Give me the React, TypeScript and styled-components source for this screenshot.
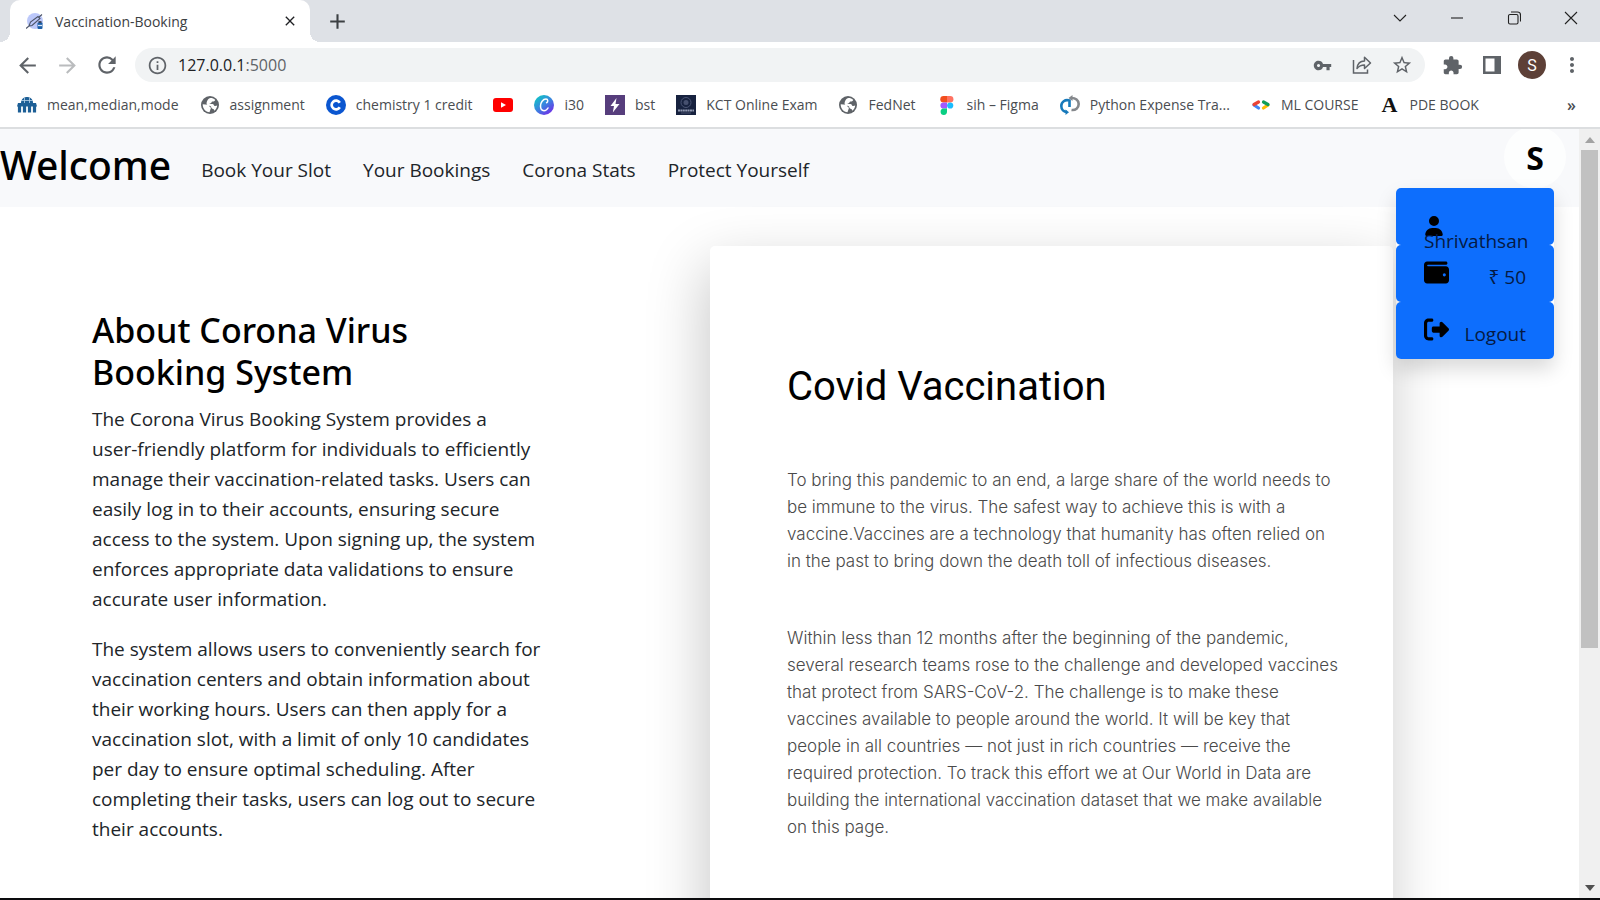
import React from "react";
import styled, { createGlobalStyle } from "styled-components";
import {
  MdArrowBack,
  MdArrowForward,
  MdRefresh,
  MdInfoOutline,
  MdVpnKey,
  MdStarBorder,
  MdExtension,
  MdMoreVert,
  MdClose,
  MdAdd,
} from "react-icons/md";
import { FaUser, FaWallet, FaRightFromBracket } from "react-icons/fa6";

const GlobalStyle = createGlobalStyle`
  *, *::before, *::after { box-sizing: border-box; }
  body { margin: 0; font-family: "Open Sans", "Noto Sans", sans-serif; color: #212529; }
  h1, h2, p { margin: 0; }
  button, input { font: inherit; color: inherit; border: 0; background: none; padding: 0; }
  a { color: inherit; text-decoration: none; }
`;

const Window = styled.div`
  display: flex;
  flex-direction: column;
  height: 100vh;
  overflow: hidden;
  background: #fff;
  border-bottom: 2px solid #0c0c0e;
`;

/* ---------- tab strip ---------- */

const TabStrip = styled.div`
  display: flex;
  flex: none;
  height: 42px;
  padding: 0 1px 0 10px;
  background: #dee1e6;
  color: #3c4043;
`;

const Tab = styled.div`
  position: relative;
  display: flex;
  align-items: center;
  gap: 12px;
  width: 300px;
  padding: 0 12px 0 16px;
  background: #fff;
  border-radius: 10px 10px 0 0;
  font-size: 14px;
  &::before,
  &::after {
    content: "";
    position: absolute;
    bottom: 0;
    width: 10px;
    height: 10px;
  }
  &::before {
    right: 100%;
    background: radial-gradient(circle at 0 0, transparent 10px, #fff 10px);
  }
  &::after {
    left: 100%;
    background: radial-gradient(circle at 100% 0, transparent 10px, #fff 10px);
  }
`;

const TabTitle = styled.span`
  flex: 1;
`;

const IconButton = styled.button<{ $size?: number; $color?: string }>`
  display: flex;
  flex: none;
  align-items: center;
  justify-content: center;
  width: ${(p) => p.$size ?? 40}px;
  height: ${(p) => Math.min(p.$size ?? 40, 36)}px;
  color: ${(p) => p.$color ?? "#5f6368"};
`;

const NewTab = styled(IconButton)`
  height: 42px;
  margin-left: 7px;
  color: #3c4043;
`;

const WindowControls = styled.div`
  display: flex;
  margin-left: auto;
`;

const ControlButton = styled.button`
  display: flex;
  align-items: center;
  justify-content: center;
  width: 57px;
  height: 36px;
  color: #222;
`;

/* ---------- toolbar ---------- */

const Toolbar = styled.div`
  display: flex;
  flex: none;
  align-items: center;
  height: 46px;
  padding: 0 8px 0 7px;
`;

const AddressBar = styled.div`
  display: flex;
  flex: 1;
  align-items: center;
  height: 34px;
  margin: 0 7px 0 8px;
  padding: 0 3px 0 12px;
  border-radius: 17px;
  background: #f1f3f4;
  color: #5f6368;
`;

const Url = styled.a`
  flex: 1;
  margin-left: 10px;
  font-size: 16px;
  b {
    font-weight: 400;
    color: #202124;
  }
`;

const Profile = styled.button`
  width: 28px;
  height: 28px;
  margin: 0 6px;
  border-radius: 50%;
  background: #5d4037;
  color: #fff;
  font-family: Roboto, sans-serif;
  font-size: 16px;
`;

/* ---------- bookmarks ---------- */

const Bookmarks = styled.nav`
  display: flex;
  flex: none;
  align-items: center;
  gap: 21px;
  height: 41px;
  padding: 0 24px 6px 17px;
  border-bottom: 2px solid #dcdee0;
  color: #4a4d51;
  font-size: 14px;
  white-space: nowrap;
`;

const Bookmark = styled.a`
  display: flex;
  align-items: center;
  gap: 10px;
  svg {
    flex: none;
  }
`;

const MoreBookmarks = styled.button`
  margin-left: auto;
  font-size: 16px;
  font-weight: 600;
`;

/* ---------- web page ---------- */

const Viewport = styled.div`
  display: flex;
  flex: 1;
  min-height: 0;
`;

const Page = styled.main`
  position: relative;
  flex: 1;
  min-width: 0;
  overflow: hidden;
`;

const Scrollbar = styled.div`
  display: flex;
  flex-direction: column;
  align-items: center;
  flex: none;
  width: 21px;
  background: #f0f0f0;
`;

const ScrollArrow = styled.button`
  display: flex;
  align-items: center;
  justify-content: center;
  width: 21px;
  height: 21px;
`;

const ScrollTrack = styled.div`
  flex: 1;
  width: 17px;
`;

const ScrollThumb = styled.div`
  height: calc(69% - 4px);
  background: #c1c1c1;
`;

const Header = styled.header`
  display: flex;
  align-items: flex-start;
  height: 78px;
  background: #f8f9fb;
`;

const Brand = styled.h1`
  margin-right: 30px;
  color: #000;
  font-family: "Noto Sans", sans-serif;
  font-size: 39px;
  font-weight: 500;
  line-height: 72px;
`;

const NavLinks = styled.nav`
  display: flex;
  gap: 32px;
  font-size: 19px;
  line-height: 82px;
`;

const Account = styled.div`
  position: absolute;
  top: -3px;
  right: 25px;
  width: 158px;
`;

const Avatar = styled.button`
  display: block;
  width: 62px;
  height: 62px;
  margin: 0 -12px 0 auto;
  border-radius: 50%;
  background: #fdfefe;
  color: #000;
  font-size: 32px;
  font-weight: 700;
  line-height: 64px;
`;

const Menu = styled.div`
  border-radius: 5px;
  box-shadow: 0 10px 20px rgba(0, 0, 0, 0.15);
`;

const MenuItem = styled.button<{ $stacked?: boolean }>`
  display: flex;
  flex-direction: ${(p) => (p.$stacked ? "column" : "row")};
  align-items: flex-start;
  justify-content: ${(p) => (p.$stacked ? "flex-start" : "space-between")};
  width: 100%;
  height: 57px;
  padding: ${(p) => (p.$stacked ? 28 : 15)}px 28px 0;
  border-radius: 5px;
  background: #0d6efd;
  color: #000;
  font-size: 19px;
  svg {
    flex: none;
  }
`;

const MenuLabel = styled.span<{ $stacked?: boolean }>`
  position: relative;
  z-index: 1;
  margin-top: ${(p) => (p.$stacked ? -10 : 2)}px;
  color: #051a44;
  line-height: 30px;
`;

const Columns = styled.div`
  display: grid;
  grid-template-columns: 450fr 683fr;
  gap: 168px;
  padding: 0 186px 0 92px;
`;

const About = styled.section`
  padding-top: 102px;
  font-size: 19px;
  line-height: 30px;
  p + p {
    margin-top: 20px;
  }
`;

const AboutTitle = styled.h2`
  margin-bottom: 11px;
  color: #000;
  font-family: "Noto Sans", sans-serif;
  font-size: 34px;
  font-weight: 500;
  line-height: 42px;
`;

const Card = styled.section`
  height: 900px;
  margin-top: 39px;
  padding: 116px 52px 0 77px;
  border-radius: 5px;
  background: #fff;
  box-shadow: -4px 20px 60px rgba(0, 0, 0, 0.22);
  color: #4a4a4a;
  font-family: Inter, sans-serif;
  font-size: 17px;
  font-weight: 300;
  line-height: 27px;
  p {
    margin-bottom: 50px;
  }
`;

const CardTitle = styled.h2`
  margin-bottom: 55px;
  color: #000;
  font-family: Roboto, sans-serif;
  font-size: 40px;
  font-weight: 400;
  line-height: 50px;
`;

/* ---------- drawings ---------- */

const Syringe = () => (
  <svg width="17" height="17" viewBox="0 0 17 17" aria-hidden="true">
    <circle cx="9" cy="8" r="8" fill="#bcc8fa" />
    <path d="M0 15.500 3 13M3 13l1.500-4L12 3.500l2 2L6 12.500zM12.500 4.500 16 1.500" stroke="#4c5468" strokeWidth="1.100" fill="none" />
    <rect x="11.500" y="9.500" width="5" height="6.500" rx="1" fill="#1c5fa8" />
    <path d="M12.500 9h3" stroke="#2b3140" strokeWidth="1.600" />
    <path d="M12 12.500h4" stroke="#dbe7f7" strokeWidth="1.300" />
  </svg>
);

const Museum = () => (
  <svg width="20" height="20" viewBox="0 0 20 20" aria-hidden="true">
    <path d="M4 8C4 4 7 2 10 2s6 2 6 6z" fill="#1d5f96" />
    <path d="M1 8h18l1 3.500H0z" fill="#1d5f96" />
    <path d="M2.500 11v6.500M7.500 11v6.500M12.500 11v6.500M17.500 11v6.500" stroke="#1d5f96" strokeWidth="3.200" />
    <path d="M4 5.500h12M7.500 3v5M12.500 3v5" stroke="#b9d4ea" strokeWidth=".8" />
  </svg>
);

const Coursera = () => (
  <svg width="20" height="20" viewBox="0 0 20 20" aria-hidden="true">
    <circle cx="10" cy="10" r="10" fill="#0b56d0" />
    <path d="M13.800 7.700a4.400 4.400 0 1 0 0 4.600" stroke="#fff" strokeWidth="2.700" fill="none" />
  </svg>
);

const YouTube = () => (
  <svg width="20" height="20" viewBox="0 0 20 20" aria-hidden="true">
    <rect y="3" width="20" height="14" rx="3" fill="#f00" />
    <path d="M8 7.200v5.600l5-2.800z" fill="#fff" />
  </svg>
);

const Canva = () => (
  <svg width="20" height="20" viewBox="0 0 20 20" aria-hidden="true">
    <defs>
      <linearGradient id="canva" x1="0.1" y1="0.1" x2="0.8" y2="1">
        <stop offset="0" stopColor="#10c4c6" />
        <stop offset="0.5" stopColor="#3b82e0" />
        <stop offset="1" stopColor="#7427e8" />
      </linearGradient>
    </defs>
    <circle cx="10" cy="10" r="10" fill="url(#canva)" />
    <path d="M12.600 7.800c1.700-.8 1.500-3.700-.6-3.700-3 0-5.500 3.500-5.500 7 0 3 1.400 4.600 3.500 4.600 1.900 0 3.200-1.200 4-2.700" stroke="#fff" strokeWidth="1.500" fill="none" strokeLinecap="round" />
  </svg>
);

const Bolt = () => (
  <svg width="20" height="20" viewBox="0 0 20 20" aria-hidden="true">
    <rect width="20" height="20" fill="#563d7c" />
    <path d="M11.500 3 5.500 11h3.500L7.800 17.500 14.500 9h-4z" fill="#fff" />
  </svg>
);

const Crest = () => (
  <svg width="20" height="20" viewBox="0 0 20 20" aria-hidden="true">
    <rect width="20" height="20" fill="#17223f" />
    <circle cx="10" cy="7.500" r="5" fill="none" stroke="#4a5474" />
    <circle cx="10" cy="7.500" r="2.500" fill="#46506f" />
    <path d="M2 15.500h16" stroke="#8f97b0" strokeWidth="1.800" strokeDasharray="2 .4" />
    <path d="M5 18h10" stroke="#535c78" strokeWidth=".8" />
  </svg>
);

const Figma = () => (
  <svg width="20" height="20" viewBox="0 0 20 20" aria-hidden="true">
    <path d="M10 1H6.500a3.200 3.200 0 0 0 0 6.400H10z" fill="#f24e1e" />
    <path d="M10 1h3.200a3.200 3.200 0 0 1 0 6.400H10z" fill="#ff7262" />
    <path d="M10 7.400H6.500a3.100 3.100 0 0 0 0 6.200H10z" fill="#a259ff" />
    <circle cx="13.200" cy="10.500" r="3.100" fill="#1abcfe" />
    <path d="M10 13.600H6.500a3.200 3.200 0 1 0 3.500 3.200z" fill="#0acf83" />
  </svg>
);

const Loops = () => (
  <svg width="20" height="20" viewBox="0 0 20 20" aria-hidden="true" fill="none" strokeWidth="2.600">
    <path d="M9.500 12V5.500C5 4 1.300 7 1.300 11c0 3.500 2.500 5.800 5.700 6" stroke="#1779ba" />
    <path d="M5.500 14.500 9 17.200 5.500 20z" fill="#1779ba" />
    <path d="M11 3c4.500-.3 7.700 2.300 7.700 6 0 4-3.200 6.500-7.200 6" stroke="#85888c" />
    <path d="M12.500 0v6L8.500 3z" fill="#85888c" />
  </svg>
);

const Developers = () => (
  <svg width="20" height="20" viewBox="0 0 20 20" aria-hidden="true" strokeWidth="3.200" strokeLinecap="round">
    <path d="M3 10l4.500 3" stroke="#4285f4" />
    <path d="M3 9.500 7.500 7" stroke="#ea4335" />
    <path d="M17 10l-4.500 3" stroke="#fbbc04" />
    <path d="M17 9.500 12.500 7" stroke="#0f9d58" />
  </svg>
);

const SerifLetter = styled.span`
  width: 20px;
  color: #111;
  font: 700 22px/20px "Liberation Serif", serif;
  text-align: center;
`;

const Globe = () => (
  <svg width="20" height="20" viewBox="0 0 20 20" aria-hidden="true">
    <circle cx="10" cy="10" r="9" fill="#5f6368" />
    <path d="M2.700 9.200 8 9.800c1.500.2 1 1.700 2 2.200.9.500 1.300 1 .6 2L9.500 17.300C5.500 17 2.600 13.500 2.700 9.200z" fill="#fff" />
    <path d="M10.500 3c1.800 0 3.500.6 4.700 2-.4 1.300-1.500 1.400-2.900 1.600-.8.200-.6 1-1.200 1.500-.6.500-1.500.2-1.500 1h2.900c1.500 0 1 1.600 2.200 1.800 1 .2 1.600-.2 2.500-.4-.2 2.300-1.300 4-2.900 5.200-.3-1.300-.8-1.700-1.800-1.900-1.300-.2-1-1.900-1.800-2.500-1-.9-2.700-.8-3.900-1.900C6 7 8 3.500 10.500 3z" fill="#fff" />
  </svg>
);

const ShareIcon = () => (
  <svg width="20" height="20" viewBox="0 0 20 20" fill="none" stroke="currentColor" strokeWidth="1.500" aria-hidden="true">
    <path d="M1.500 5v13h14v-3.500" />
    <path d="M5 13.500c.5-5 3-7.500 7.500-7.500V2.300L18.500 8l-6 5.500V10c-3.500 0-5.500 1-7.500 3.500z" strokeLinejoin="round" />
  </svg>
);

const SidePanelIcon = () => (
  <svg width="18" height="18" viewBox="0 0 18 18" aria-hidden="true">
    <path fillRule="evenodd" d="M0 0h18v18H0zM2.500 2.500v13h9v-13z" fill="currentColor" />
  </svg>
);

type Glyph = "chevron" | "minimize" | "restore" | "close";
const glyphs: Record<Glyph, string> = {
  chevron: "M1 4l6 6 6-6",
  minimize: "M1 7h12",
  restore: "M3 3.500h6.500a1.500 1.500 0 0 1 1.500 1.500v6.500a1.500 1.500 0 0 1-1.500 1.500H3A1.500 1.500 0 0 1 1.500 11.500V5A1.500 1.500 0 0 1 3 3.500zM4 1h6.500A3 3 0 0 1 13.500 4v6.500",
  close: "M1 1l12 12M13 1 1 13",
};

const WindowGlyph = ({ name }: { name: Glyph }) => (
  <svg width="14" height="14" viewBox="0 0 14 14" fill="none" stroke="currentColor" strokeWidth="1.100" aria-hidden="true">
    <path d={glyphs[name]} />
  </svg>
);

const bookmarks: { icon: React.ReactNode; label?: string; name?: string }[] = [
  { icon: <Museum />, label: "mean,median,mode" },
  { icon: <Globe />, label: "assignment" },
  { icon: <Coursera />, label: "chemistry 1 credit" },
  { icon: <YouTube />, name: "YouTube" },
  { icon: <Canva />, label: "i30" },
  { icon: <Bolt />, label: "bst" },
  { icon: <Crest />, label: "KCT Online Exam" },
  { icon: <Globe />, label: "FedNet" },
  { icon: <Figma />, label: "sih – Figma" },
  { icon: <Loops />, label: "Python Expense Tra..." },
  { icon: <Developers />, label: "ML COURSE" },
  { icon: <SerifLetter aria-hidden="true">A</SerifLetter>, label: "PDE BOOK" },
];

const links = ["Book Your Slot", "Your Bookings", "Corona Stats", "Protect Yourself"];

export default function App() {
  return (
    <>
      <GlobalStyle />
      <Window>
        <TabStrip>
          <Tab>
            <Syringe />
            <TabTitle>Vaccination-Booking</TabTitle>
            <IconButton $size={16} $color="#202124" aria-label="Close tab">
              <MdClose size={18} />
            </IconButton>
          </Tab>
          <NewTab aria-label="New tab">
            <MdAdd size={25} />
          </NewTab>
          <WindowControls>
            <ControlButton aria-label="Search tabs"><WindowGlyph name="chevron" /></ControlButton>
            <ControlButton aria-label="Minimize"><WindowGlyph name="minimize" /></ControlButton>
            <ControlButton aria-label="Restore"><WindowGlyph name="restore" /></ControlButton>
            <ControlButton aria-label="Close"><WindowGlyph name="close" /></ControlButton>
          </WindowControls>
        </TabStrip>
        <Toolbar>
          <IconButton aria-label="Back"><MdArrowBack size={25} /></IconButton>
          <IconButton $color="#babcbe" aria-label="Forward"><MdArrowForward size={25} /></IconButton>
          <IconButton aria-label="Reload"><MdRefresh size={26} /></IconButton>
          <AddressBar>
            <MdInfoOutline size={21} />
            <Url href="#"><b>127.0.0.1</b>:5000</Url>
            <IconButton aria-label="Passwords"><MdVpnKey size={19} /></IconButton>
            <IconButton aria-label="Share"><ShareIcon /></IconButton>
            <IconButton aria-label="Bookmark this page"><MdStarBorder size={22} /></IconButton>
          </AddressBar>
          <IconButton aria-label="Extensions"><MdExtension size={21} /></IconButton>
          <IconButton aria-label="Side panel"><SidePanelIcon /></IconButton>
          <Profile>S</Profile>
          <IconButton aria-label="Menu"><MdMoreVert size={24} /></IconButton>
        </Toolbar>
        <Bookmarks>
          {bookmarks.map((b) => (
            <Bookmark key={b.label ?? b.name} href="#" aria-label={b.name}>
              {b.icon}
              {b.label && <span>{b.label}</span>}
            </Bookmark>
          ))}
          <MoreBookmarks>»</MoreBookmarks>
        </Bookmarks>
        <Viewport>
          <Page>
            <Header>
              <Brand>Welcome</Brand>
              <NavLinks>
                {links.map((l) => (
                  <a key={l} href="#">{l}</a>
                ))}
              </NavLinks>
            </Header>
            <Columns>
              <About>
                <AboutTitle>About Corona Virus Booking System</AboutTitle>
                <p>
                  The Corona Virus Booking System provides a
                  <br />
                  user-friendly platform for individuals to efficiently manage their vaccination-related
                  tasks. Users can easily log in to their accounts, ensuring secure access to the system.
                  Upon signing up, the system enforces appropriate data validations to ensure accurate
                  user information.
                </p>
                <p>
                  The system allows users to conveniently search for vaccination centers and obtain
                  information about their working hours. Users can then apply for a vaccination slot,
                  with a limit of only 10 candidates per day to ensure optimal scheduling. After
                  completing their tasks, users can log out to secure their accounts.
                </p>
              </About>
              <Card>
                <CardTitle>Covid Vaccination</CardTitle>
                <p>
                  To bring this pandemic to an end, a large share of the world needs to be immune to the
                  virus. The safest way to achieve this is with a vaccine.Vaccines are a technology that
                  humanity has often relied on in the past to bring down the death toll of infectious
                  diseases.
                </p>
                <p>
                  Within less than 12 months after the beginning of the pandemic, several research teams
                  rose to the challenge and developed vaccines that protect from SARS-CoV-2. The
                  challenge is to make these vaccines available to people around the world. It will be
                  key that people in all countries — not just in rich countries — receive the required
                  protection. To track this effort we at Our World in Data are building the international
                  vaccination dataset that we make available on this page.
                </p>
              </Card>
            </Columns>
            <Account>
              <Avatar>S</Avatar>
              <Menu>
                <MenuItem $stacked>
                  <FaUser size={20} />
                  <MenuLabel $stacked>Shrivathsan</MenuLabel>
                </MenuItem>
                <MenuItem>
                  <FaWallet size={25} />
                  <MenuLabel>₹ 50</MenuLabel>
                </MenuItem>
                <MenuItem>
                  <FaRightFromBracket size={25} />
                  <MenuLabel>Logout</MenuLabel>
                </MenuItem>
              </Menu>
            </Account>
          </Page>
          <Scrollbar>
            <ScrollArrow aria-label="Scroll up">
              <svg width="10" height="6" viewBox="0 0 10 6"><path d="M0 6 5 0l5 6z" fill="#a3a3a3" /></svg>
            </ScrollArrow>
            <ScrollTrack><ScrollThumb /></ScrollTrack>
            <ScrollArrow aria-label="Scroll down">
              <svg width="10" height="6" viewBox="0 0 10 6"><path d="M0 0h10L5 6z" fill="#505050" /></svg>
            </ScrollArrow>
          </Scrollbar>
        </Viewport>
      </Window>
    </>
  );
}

---

• _PROBLEM STATEMENT_: Go through the listing above and list every line that has the word "components".

• _RESULT FOR THIS EXERCISE_:
Give me the React, TypeScript and styled-components source for this screenshot.
import styled, { createGlobalStyle } from "styled-components";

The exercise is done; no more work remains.